Good idea Nicholas! We should fix the laws to minimize voter choice so that the democratic process is as supressed as possible. If the race had been reversed, in a republican district, would you be so inclined to remove the CHANCE to run on a unified ticket? Arbitrary thresholds on candidacy only result in mathimatical fraud of the election process. In your scenario, if a Dem obtained 40% and three Republicans had 20% then the dem would win...even if all the republicans might (can't know without an election) get behind the primary winner. The real problem is that plurality voting is the least representative of the will of the people. We should move to IRV or better yet Approval Voting. We must eliminate the concept of "a wasted vote".

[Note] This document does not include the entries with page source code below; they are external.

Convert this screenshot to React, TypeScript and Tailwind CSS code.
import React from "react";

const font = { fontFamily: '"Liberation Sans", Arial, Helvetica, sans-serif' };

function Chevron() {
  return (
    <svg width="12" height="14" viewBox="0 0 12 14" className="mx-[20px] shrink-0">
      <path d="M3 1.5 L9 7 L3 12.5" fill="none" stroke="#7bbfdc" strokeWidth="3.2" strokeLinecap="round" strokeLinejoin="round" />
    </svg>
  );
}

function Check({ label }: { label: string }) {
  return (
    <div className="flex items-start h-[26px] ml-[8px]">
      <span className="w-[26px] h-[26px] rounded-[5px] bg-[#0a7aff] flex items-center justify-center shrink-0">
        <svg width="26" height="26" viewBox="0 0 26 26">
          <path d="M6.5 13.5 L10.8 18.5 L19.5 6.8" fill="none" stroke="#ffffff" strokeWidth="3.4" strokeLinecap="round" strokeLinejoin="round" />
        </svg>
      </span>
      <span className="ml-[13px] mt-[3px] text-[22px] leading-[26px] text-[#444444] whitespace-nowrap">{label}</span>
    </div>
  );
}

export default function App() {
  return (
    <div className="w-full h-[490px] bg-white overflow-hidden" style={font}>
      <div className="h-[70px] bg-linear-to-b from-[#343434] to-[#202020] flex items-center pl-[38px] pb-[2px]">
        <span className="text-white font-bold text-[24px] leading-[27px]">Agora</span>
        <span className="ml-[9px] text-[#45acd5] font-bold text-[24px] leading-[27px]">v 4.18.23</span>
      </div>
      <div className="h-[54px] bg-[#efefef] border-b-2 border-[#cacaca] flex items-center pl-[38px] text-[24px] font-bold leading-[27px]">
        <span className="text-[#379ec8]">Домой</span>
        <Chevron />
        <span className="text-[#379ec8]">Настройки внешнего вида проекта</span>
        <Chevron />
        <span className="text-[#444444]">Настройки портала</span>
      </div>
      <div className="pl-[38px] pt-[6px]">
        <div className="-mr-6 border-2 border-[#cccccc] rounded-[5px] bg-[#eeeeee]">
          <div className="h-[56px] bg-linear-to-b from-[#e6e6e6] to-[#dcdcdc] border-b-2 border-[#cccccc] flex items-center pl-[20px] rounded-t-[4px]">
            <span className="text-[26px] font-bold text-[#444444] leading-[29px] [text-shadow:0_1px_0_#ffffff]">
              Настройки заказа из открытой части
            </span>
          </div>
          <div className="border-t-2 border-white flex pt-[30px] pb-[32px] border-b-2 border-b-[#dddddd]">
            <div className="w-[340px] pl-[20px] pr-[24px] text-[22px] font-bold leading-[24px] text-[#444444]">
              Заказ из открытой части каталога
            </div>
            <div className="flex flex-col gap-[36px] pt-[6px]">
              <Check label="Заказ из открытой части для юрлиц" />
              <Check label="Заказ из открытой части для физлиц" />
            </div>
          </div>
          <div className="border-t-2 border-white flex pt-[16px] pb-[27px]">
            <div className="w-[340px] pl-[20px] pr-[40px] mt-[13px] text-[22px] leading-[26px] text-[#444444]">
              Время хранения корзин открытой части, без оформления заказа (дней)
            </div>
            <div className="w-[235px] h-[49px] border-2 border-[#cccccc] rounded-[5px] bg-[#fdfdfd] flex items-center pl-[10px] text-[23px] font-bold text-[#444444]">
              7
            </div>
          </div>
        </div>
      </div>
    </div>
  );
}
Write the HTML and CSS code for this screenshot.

To: Daniel K I too have no objection to "Instant Runoff Voting" (IRV). But to contend that some bloke or sheila with a "1%" or similarly minuscule support should be permitted to advance to any runoff merely because that person is the top (or sole) vote-getter of a party is just balderdash!
Just to be clear, this is not a run-off -- it is a general election and therefore makes sense that the top vote getter of each party would advance -- even the libertarian who earned 1%.

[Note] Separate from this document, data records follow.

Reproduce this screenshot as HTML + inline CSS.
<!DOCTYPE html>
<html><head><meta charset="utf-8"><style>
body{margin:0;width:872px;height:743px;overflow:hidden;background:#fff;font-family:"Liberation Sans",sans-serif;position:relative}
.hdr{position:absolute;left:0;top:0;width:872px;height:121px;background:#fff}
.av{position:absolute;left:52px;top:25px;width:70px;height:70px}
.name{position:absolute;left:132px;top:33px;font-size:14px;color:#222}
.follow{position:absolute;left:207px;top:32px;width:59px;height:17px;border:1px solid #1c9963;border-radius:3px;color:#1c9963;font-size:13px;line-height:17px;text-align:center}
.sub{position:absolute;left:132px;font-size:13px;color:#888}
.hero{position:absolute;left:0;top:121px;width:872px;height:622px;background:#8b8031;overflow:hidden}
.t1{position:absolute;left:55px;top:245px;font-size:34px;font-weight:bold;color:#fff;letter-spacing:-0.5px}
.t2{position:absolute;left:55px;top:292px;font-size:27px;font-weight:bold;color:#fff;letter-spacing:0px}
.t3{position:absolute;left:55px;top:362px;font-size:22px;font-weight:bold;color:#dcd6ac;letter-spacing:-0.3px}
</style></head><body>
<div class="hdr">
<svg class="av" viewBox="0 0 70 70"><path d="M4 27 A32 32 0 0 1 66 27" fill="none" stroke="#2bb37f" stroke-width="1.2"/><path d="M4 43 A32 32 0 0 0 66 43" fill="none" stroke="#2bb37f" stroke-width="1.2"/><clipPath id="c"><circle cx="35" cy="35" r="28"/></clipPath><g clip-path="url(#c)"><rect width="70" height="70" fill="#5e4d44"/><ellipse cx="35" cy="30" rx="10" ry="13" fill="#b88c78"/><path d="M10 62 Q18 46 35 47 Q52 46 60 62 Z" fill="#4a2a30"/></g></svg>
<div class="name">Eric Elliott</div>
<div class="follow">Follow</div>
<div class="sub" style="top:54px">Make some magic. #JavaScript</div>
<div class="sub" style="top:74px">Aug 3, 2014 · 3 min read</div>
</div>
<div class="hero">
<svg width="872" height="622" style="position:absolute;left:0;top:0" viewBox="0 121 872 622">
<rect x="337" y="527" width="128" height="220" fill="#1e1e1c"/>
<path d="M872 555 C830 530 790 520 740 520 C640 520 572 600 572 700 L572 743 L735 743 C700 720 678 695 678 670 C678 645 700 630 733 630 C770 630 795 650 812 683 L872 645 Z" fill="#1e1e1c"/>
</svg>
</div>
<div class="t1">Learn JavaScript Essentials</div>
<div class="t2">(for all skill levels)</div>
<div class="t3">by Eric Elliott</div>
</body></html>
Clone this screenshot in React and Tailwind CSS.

Why isn't this election illegal? SCOTUS already declared open partisan jungle primaries that pick nominees for each party unconstitutional. This election should have been, if no one cleared 50%+1, the top 2 finishers advancing to July 14 regardless of party. Otherwise this first election should have been a closed partisan primary to pick nominees.
Judy Chu won this heavily Democratic Latino district because she cultivated enough cross-over appeal in an area where she moved up the political ladder (from school board to city council to state assembly to state board of equalization to congress). Latinos lost mainly because the candidate they all backed, state senator Gil Cedillo, had to move into an area he was not so familiar with. In a district with so many ambitious pols it is amazing that the best the Latino community could do was endorse a carpetbagging legislator who is good at running negative campaigns not not good at earning the trust of his new, wouldbe consituents. Judy Chu's long record of local service made her a known local commodity.